Support for Creatives & Entrepreneurs: Des Moines has a vibrant small business, cultural and creative community. We need to tap into and support our out-of-the-box thinkers to help us find ways to make Des Moines a unique destination for residents and visitors alike. What makes us unique? What attracts others to come spend their money here? Small businesses and entrepreneurs are the real backbone of an economy and Des Moines should continue to support unique business enterprises by making the process of getting licenses and approvals as streamlined as is realistically possible. Incubators and shared work space opportunities are trends we definitely want to encourage, as well as continued growth of cultural opportunities.

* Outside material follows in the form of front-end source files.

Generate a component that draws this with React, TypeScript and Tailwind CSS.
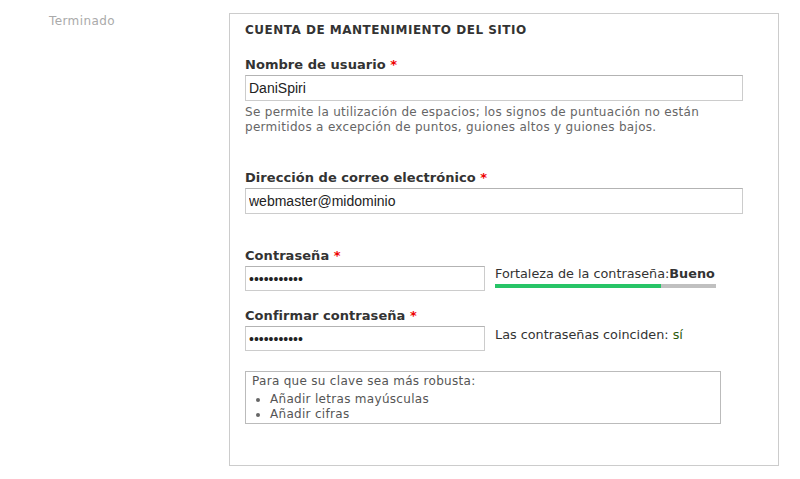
import React from 'react';

const Req = () => <span className="text-[#e00]"> *</span>;

const inputCls =
  'block border border-[#ccc] border-t-[#b3b3b3] bg-white px-[3px] text-[14px] text-[#222] font-["Liberation_Sans",Arial,sans-serif] outline-none';

const labelCls = 'block text-[13px] font-bold tracking-[0.05px] leading-[18px] text-[#333]';

const App: React.FC = () => {
  return (
    <div className="w-[800px] h-[479px] bg-white flex font-['DejaVu_Sans',sans-serif] text-[#333] overflow-hidden">
      <div className="w-[229px] shrink-0 pt-[13px] pl-[49px]">
        <div className="text-[12px] leading-[16px] tracking-[0.4px] text-[#aaa]">Terminado</div>
      </div>

      <div className="mt-[13px] w-[550px] h-[453px] border border-[#ccc] px-[15px] pt-[7px]">
        <h2 className="text-[12px] font-bold uppercase tracking-[0.5px] text-[#333] leading-[18px]">
          Cuenta de mantenimiento del sitio
        </h2>

        <div className="mt-[17px]">
          <label className={labelCls + ' mb-[1px]'}>
            Nombre de usuario<Req />
          </label>
          <input className={inputCls + ' h-[26px] w-[498px]'} defaultValue="DaniSpiri" />
          <p className="mt-[4px] text-[12px] leading-[15px] tracking-[0.3px] text-[#666]">
            Se permite la utilización de espacios; los signos de puntuación no están
            <br />
            permitidos a excepción de puntos, guiones altos y guiones bajos.
          </p>
        </div>

        <div className="mt-[34px]">
          <label className={labelCls + ' mb-[1px]'}>
            Dirección de correo electrónico<Req />
          </label>
          <input className={inputCls + ' h-[26px] w-[498px]'} defaultValue="webmaster@midominio" />
        </div>

        <div className="mt-[33px]">
          <label className={labelCls + ' mb-[1px]'}>
            Contraseña<Req />
          </label>
          <div className="flex items-start gap-[10px]">
            <input type="password" className={inputCls + ' h-[25px] w-[240px]'} defaultValue="abcdefghijk" />
            <div className="w-[221px]">
              <div className="whitespace-nowrap text-[12.8px] leading-[16px] text-[#333]">
                Fortaleza de la contraseña:<b>Bueno</b>
              </div>
              <div className="mt-[2px] h-[4px] w-[221px] bg-[#c0c0c0] flex">
                <div className="h-full w-[166px] bg-[#27c467]" />
              </div>
            </div>
          </div>
        </div>

        <div className="mt-[16px]">
          <label className={labelCls + ' mb-[1px]'}>
            Confirmar contraseña<Req />
          </label>
          <div className="flex items-start gap-[10px]">
            <input type="password" className={inputCls + ' h-[25px] w-[240px]'} defaultValue="abcdefghijk" />
            <div className="pt-[1px] whitespace-nowrap text-[12.8px] leading-[16px] text-[#333]">
              Las contraseñas coinciden: <span className="text-[#2b5a0c]">sí</span>
            </div>
          </div>
        </div>

        <div className="mt-[20px] w-[476px] border border-[#bbb] px-[6px] pt-[1px] pb-[1px] text-[12px] tracking-[0.3px] text-[#555]">
          <div className="leading-[16px]">Para que su clave sea más robusta:</div>
          <ul className="mt-[3px] list-disc pl-[18px] leading-[15px] marker:text-[#666]">
            <li>Añadir letras mayúsculas</li>
            <li>Añadir cifras</li>
          </ul>
        </div>
      </div>
    </div>
  );
};

export default App;
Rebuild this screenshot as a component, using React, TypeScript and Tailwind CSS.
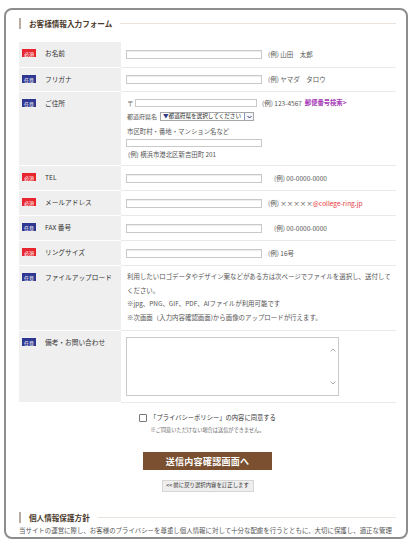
import type { ReactNode } from "react";

const jp = "font-['Noto_Sans_CJK_JP','Noto_Sans',sans-serif]";

function Badge({ req }: { req?: boolean }) {
  return (
    <span
      className={
        req
          ? "flex h-[8px] w-[14px] shrink-0 items-center justify-center bg-[#e8242e] text-[5px] leading-none text-white"
          : "flex h-[8px] w-[14px] shrink-0 items-center justify-center bg-[#2f3891] text-[5px] leading-none text-white"
      }
    >
      {req ? "必須" : "任意"}
    </span>
  );
}

function Row({
  req,
  label,
  height,
  cell,
  children,
}: {
  req?: boolean;
  label: string;
  height: string;
  cell: string;
  children: ReactNode;
}) {
  return (
    <div className={`flex ${height}`}>
      <div className="w-[102px] shrink-0 border-b border-white bg-[#efefef] pl-[3px] pt-[7px]">
        <div className="flex h-[8px] items-center gap-[9px]">
          <Badge req={req} />
          <span className="whitespace-nowrap text-[6.7px] leading-none text-[#333]">{label}</span>
        </div>
      </div>
      <div className={`flex-1 border-b border-[#e9e9e9] pl-[5px] ${cell}`}>{children}</div>
    </div>
  );
}

function Field({ w = "w-[136px]" }: { w?: string }) {
  return (
    <input
      type="text"
      className={`h-[9px] ${w} shrink-0 border border-[#c9c9c9] bg-white shadow-[inset_0_1px_1px_rgba(0,0,0,0.08)]`}
    />
  );
}

function Ex({ children, ml = "ml-[6px]" }: { children: ReactNode; ml?: string }) {
  return <span className={`${ml} whitespace-nowrap text-[6.5px] leading-none text-[#555]`}>{children}</span>;
}

function Heading({ text }: { text: string }) {
  return (
    <div className="flex h-[13px] items-center">
      <span className="h-[11px] w-[2px] bg-[#b9ada2]" />
      <span className="ml-[8px] whitespace-nowrap text-[7.6px] font-bold leading-none text-[#4b3a2c]">{text}</span>
      <span className="ml-[8px] h-px flex-1 bg-[#ebe3db]" />
    </div>
  );
}

export default function App() {
  return (
    <div className={`h-[546px] w-[417px] bg-white pl-[4px] pt-[8px] ${jp}`}>
      <div className="h-[531px] w-[404px] overflow-hidden rounded-[8px] border-2 border-[#8d8d8d] pl-[13px] pt-[7px]">
        <div className="w-[377px]">
          <Heading text="お客様情報入力フォーム" />

          <div className="mt-[12px]">
            <Row req label="お名前" height="h-[26px]" cell="flex items-center">
              <Field />
              <Ex>(例) 山田　太郎</Ex>
            </Row>
            <Row label="フリガナ" height="h-[24px]" cell="flex items-center">
              <Field />
              <Ex>(例) ヤマダ　タロウ</Ex>
            </Row>
            <Row label="ご住所" height="h-[74px]" cell="flex flex-col pt-[7px]">
              <div className="flex h-[8px] items-center">
                <span className="w-[9px] pl-[1px] text-[6.5px] leading-none text-[#666]">〒</span>
                <input
                  type="text"
                  className="h-[8px] w-[122px] border border-[#c9c9c9] bg-white"
                />
                <Ex ml="ml-[5px]">(例) 123-4567 </Ex>
                <span className="ml-[3px] whitespace-nowrap text-[6.3px] font-bold leading-none text-[#a437b5]">
                  郵便番号検索&gt;
                </span>
              </div>
              <div className="mt-[5px] flex h-[9px] items-center">
                <span className="w-[34px] pl-[1px] text-[6px] leading-none text-[#555]">都道府県名</span>
                <div className="flex h-[9px] w-[94px] items-center border border-[#a6a6a6] bg-white">
                  <span className="flex-1 whitespace-nowrap pl-[2px] text-[5.6px] leading-none text-[#222]">
                    <span className="text-[#2f3891]">▼</span>都道府県を選択してください
                  </span>
                  <span className="flex h-full w-[9px] items-center justify-center border-l border-[#8a96b8] bg-[#f4f6fb]">
                    <svg width="5" height="4" viewBox="0 0 5 4">
                      <path d="M0.5 1 L2.5 3 L4.5 1" fill="none" stroke="#2f3b6b" strokeWidth="1" />
                    </svg>
                  </span>
                </div>
              </div>
              <div className="mt-[7px] h-[8px] pl-[1px] text-[6.4px] leading-[8px] text-[#555]">
                市区町村・番地・マンション名など
              </div>
              <input
                type="text"
                className="mt-[3px] h-[8px] w-[136px] border border-[#c9c9c9] bg-white"
              />
              <div className="mt-[4px] h-[8px] pl-[2px] text-[6.4px] leading-[8px] text-[#555]">
                (例) 横浜市港北区新吉田町 201
              </div>
            </Row>
            <Row req label="TEL" height="h-[25px]" cell="flex items-center">
              <Field />
              <Ex ml="ml-[12px]">(例) 00-0000-0000</Ex>
            </Row>
            <Row req label="メールアドレス" height="h-[25px]" cell="flex items-center">
              <Field />
              <Ex>
                (例) ×××××<span className="text-[#e8383d]">@college-ring.jp</span>
              </Ex>
            </Row>
            <Row label="FAX 番号" height="h-[25px]" cell="flex items-center">
              <Field />
              <Ex ml="ml-[12px]">(例) 00-0000-0000</Ex>
            </Row>
            <Row req label="リングサイズ" height="h-[25px]" cell="flex items-center">
              <Field />
              <Ex>(例) 16号</Ex>
            </Row>
            <Row label="ファイルアップロード" height="h-[65px]" cell="pt-[4px]">
              <p className="pl-[1px] text-[6.45px] leading-[13.5px] text-[#555]">
                利用したいロゴデータやデザイン案などがある方は次ページでファイルを選択し、送付して
                <br />
                ください。
                <br />
                ※jpg、PNG、GIF、PDF、AIファイルが利用可能です
                <br />
                ※次画面（入力内容確認画面)から画像のアップロードが行えます。
              </p>
            </Row>
            <Row label="備考・お問い合わせ" height="h-[72px]" cell="pt-[6px]">
              <div className="flex h-[59px] w-[213px] justify-end border border-[#cacaca] bg-white">
                <div className="flex w-[10px] flex-col items-center justify-between py-[10px]">
                  <svg width="6" height="4" viewBox="0 0 6 4">
                    <path d="M0.5 3.5 L3 1 L5.5 3.5" fill="none" stroke="#9a9a9a" strokeWidth="0.8" />
                  </svg>
                  <svg width="6" height="4" viewBox="0 0 6 4">
                    <path d="M0.5 0.5 L3 3 L5.5 0.5" fill="none" stroke="#9a9a9a" strokeWidth="0.8" />
                  </svg>
                </div>
              </div>
            </Row>
          </div>

          <div className="mt-[10px] flex flex-col items-center">
            <div className="flex h-[10px] items-center gap-[3px]">
              <span className="h-[8px] w-[8px] rounded-[1px] border border-[#777] bg-white" />
              <span className="whitespace-nowrap text-[6.3px] leading-none text-[#333]">
                「プライバシーポリシー」の内容に同意する
              </span>
            </div>
            <div className="mt-[3px] h-[8px] whitespace-nowrap text-[5.2px] leading-[8px] text-[#666]">
              ※ご同意いただけない場合は送信ができません。
            </div>
            <button
              type="button"
              className="mt-[18px] flex h-[18px] w-[129px] items-center justify-center bg-[#7a5030] text-[9px] font-bold leading-none tracking-[0.3px] text-white"
            >
              送信内容確認画面へ
            </button>
            <button
              type="button"
              className="mt-[10px] flex h-[12px] w-[92px] items-center justify-center border border-[#d5d5d5] bg-[#eeeeee] text-[5.4px] leading-none text-[#333]"
            >
              &lt;&lt; 前に戻り選択内容を訂正します
            </button>
          </div>

          <div className="mt-[19px]">
            <Heading text="個人情報保護方針" />
          </div>
          <p className="mt-[2px] overflow-hidden whitespace-nowrap text-[6.45px] leading-[9px] text-[#555]">
            当サイトの運営に際し、お客様のプライバシーを尊重し個人情報に対して十分な配慮を行うとともに、大切に保護し、適正な管理
          </p>
        </div>
      </div>
    </div>
  );
}
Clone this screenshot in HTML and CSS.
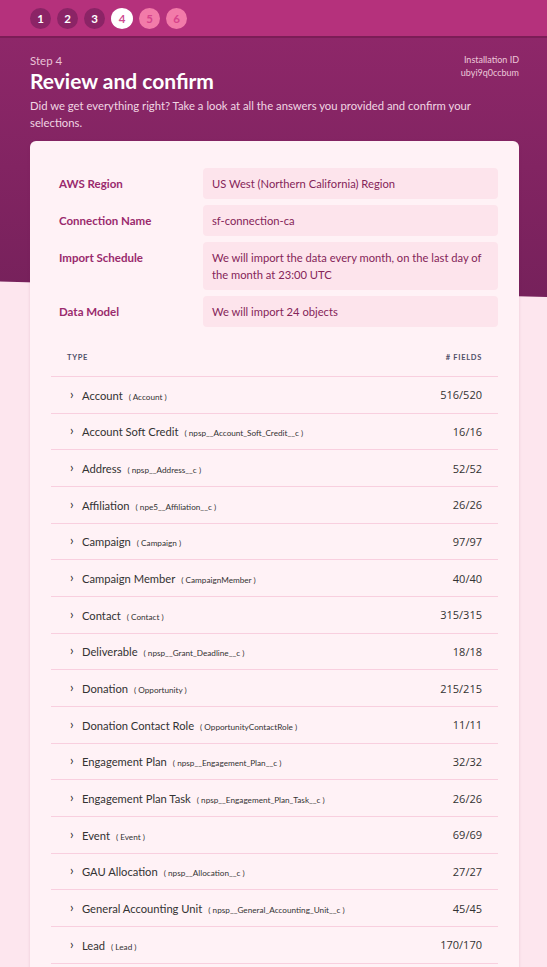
FILE: index.html
```html
<!DOCTYPE html>
<html>
<head>
<meta charset="utf-8">
<link rel="stylesheet" href="styles.css">
</head>
<body>
<div class="topbar">
  <div class="steps">
    <span class="step done">1</span>
    <span class="step done">2</span>
    <span class="step done">3</span>
    <span class="step current">4</span>
    <span class="step todo">5</span>
    <span class="step todo">6</span>
  </div>
</div>
<div class="hero">
  <div class="hero-top">
    <div>
      <div class="step-label">Step 4</div>
      <h1 class="title">Review and confirm</h1>
    </div>
    <div class="install">
      <div>Installation ID</div>
      <div>ubyi9q0ccbum</div>
    </div>
  </div>
  <p class="desc">Did we get everything right? Take a look at all the answers you provided and confirm your selections.</p>
</div>
<div class="content">
  <div class="card">
    <div class="fields">
      <div class="f-label">AWS Region</div>
      <div class="f-value">US West (Northern California) Region</div>
      <div class="f-label">Connection Name</div>
      <div class="f-value">sf-connection-ca</div>
      <div class="f-label">Import Schedule</div>
      <div class="f-value">We will import the data every month, on the last day of the month at 23:00 UTC</div>
      <div class="f-label">Data Model</div>
      <div class="f-value">We will import 24 objects</div>
    </div>
    <div class="table">
      <div class="thead"><span>Type</span><span># Fields</span></div>
      <div class="row"><span class="name"><span class="chev">›</span>Account<small>( Account )</small></span><span class="num">516/520</span></div>
      <div class="row"><span class="name"><span class="chev">›</span>Account Soft Credit<small>( npsp__Account_Soft_Credit__c )</small></span><span class="num">16/16</span></div>
      <div class="row"><span class="name"><span class="chev">›</span>Address<small>( npsp__Address__c )</small></span><span class="num">52/52</span></div>
      <div class="row"><span class="name"><span class="chev">›</span>Affiliation<small>( npe5__Affiliation__c )</small></span><span class="num">26/26</span></div>
      <div class="row"><span class="name"><span class="chev">›</span>Campaign<small>( Campaign )</small></span><span class="num">97/97</span></div>
      <div class="row"><span class="name"><span class="chev">›</span>Campaign Member<small>( CampaignMember )</small></span><span class="num">40/40</span></div>
      <div class="row"><span class="name"><span class="chev">›</span>Contact<small>( Contact )</small></span><span class="num">315/315</span></div>
      <div class="row"><span class="name"><span class="chev">›</span>Deliverable<small>( npsp__Grant_Deadline__c )</small></span><span class="num">18/18</span></div>
      <div class="row"><span class="name"><span class="chev">›</span>Donation<small>( Opportunity )</small></span><span class="num">215/215</span></div>
      <div class="row"><span class="name"><span class="chev">›</span>Donation Contact Role<small>( OpportunityContactRole )</small></span><span class="num">11/11</span></div>
      <div class="row"><span class="name"><span class="chev">›</span>Engagement Plan<small>( npsp__Engagement_Plan__c )</small></span><span class="num">32/32</span></div>
      <div class="row"><span class="name"><span class="chev">›</span>Engagement Plan Task<small>( npsp__Engagement_Plan_Task__c )</small></span><span class="num">26/26</span></div>
      <div class="row"><span class="name"><span class="chev">›</span>Event<small>( Event )</small></span><span class="num">69/69</span></div>
      <div class="row"><span class="name"><span class="chev">›</span>GAU Allocation<small>( npsp__Allocation__c )</small></span><span class="num">27/27</span></div>
      <div class="row"><span class="name"><span class="chev">›</span>General Accounting Unit<small>( npsp__General_Accounting_Unit__c )</small></span><span class="num">45/45</span></div>
      <div class="row"><span class="name"><span class="chev">›</span>Lead<small>( Lead )</small></span><span class="num">170/170</span></div>
    </div>
  </div>
</div>
</body>
</html>
```

FILE: styles.css
```css
* { box-sizing: border-box; }
html, body { margin: 0; padding: 0; }
body {
  font-family: Lato, "Open Sans", "Liberation Sans", sans-serif;
  background: #fde6ee;
  width: 547px;
  height: 967px;
  overflow: hidden;
  position: relative;
}
.topbar {
  height: 38px;
  background: #b5317c;
  border-bottom: 2px solid #7c1d57;
  padding: 8px 0 0 30px;
  position: relative;
  z-index: 2;
}
.steps { display: flex; gap: 6px; }
.step {
  width: 21px; height: 21px;
  border-radius: 50%;
  display: flex; align-items: center; justify-content: center;
  font-size: 11.5px; font-weight: 700;
}
.step.current { width: 22px; }
.step.done { background: #8b2466; color: #fff; }
.step.current { background: #fff; color: #cf4a91; }
.step.todo { background: #f27ba9; color: #d6438c; }
.hero {
  background: linear-gradient(180deg, #8e2769 0%, #76215b 100%);
  height: 260px;
  margin-top: -1px;
  padding: 16px 28px 0 30px;
  clip-path: polygon(0 0, 100% 0, 100% 100%, 0 94%);
  color: #fff;
}
.hero-top { display: flex; justify-content: space-between; align-items: flex-start; }
.step-label { font-size: 11.5px; color: #e9c2d6; line-height: 15px; }
.title { margin: 0; font-size: 21px; font-weight: 700; line-height: 26px; color: #fff; }
.install { text-align: right; font-size: 9px; line-height: 13px; color: #ecc8da; padding-top: 0; }
.desc { margin: 3px 0 0; font-size: 11.3px; line-height: 17px; color: #f1d6e3; max-width: 480px; }
.content {
  position: absolute;
  left: 30px; top: 141px;
  width: 489px;
}
.card {
  background: #fff2f6;
  border-radius: 6px;
  padding: 27px 21px 20px 21px;
  box-shadow: 0 1px 3px rgba(120, 30, 80, 0.15);
  height: 900px;
}
.fields {
  display: grid;
  grid-template-columns: 144px 1fr;
  row-gap: 6px;
  padding-left: 8px;
}
.f-label {
  font-size: 11.5px; font-weight: 700; color: #9a2a6d;
  padding-top: 9px;
}
.f-value {
  background: #fde4ec;
  border-radius: 4px;
  padding: 7px 9px;
  font-size: 11.2px;
  line-height: 17px;
  color: #852559;
  min-height: 31px;
}
.table { margin-top: 23px; }
.thead {
  display: flex; justify-content: space-between;
  padding: 3px 16px 0 16px;
  height: 27px;
  border-bottom: 1px solid #f9cfdf;
  font-size: 7.5px; font-weight: 700; letter-spacing: 0.7px;
  text-transform: uppercase; color: #4f4f68;
}
.row {
  display: flex; justify-content: space-between; align-items: center;
  height: 36.67px;
  border-bottom: 1px solid #f9cfdf;
  padding: 0 16px 0 19px;
  font-size: 11.2px; color: #333;
}
.name { display: flex; align-items: baseline; }
.chev { font-size: 13px; font-weight: 400; width: 12px; color: #333; position: relative; top: -1px; }
.name small { font-size: 8.2px; margin-left: 6px; color: #333; }
.num { color: #333; font-family: "Open Sans", Lato, sans-serif; font-size: 11px; }
```
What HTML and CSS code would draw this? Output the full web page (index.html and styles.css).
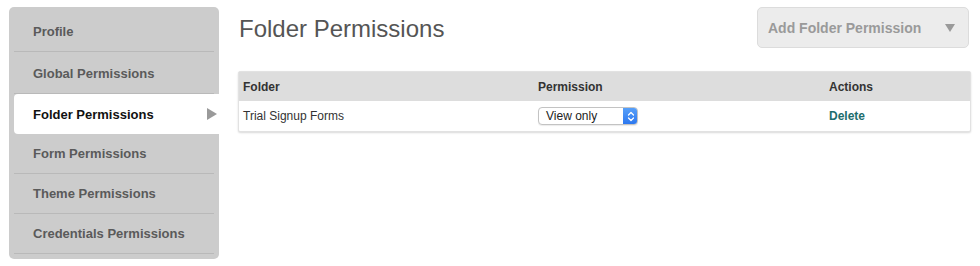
FILE: index.html
```html
<!DOCTYPE html>
<html>
<head>
<meta charset="utf-8">
<link rel="stylesheet" href="styles.css">
</head>
<body>
<div class="page">
  <nav class="sidebar">
    <div class="nav-item">Profile</div>
    <div class="nav-item">Global Permissions</div>
    <div class="nav-item active">Folder Permissions<span class="arrow"></span></div>
    <div class="nav-item">Form Permissions</div>
    <div class="nav-item">Theme Permissions</div>
    <div class="nav-item">Credentials Permissions</div>
  </nav>
  <main class="main">
    <div class="top">
      <h1 class="title">Folder Permissions</h1>
      <div class="add-btn">Add Folder Permission<span class="caret"></span></div>
    </div>
    <div class="table">
      <div class="row head">
        <div class="cell c1">Folder</div>
        <div class="cell c2">Permission</div>
        <div class="cell c3">Actions</div>
      </div>
      <div class="row body">
        <div class="cell c1">Trial Signup Forms</div>
        <div class="cell c2">
          <div class="select">
            <span class="select-text">View only</span>
            <span class="stepper">
              <svg width="8" height="11" viewBox="0 0 8 11"><path d="M1.5 4 L4 1.5 L6.5 4 M1.5 7 L4 9.5 L6.5 7" fill="none" stroke="#fff" stroke-width="1.3" stroke-linecap="round" stroke-linejoin="round"/></svg>
            </span>
          </div>
        </div>
        <div class="cell c3"><span class="delete">Delete</span></div>
      </div>
    </div>
  </main>
</div>
</body>
</html>
```

FILE: styles.css
```css
html, body {
  margin: 0;
  padding: 0;
  background: #fff;
}
body {
  font-family: "Liberation Sans", Arial, sans-serif;
  color: #333;
}
.page {
  display: flex;
  align-items: flex-start;
  padding: 7px 11px 0 9px;
  gap: 19px;
}
.sidebar {
  width: 210px;
  flex: none;
  background: #cccccc;
  border-radius: 5px;
  padding: 5px 0 5px 5px;
  box-sizing: border-box;
  height: 252px;
}
.nav-item {
  height: 40px;
  box-sizing: border-box;
  border-bottom: 1px solid #b9b9b9;
  display: flex;
  align-items: center;
  padding-left: 19px;
  margin-right: 5px;
  font-size: 13px;
  font-weight: bold;
  color: #5a5a5a;
  position: relative;
}
.nav-item:nth-child(2) {
  height: 42px;
  padding-top: 2px;
}
.nav-item.active {
  background: #fff;
  color: #111;
  border-bottom: none;
  margin-right: 0;
  border-radius: 4px 0 0 4px;
}
.arrow {
  position: absolute;
  right: 2px;
  top: 14px;
  width: 0;
  height: 0;
  border-top: 6px solid transparent;
  border-bottom: 6px solid transparent;
  border-left: 10px solid #9a9a9a;
}
.main {
  flex: 1;
  min-width: 0;
}
.top {
  display: flex;
  justify-content: space-between;
  align-items: flex-start;
  height: 64px;
}
.title {
  margin: 8px 0 0 1px;
  font-size: 24px;
  line-height: 28px;
  font-weight: normal;
  color: #555;
}
.add-btn {
  width: 212px;
  height: 41px;
  box-sizing: border-box;
  background: #ececec;
  border: 1px solid #dcdcdc;
  border-radius: 5px;
  display: flex;
  align-items: center;
  justify-content: space-between;
  padding: 0 13px 0 10px;
  font-size: 14px;
  font-weight: bold;
  color: #9a9a9a;
  margin-right: 0;
}
.caret {
  width: 0;
  height: 0;
  border-left: 5px solid transparent;
  border-right: 5px solid transparent;
  border-top: 8px solid #9a9a9a;
}
.table {
  width: 731px;
  border: 1px solid #e2e2e2;
  border-radius: 2px;
  box-shadow: 0 1px 2px rgba(0,0,0,0.15);
  background: #fff;
}
.row {
  display: flex;
  align-items: center;
}
.row.head {
  background: #dddddd;
  height: 29px;
}
.row.body {
  height: 30px;
}
.cell {
  box-sizing: border-box;
  padding-left: 4px;
  font-size: 12px;
}
.head .cell {
  font-weight: bold;
  color: #333;
}
.c1 { width: 295px; }
.c2 { width: 291px; }
.c3 { width: 145px; }
.body .c1 { color: #333; }
.delete {
  font-weight: bold;
  color: #1d6d6d;
}
.select {
  width: 100px;
  height: 18px;
  box-sizing: border-box;
  border: 1px solid #c3c3c3;
  border-radius: 4px;
  background: #fff;
  display: flex;
  align-items: center;
  justify-content: space-between;
  box-shadow: 0 1px 1px rgba(0,0,0,0.08);
  overflow: hidden;
}
.select-text {
  padding-left: 7px;
  font-size: 12px;
  color: #222;
}
.stepper {
  width: 15px;
  height: 18px;
  margin-right: -1px;
  background: linear-gradient(#5aa2fa, #2a75ef);
  border-radius: 0 4px 4px 0;
  display: flex;
  align-items: center;
  justify-content: center;
}
```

Urban Farming: As stated in the Climate Action section, Iowa imports an astronomical 90% of our food. In the near future, urban areas are going to need to grow 40-60% of the food they consume within the urban boundary. With the right management, an acre of land can feed several families. We already have a few successful examples of urban farming in Des Moines: Sweet Tooth Farms, LSI’s Global Greens and Dogpatch Urban Gardens, but we need many more. Farming is a good career and keeps dollars circulating in the local economy. It also ensures that fresh, healthy food is available to the local population, thereby improving health outcomes and decreasing healthcare costs overall. The City needs to make sure our zoning code allows for urban farming in pockets of land that can be rehabilitated for growing food, in order to ensure our ability to feed ourselves in the near future. Locally grown food can supply our restaurants, hospitals and large employers. Every school in the district should have a large garden from which meals are prepared and which can be used to educate our children about food and nutrition. Even our jails and prisons should be growing most of the food they use and training the inmates on how to grow food. We need to start planning this now.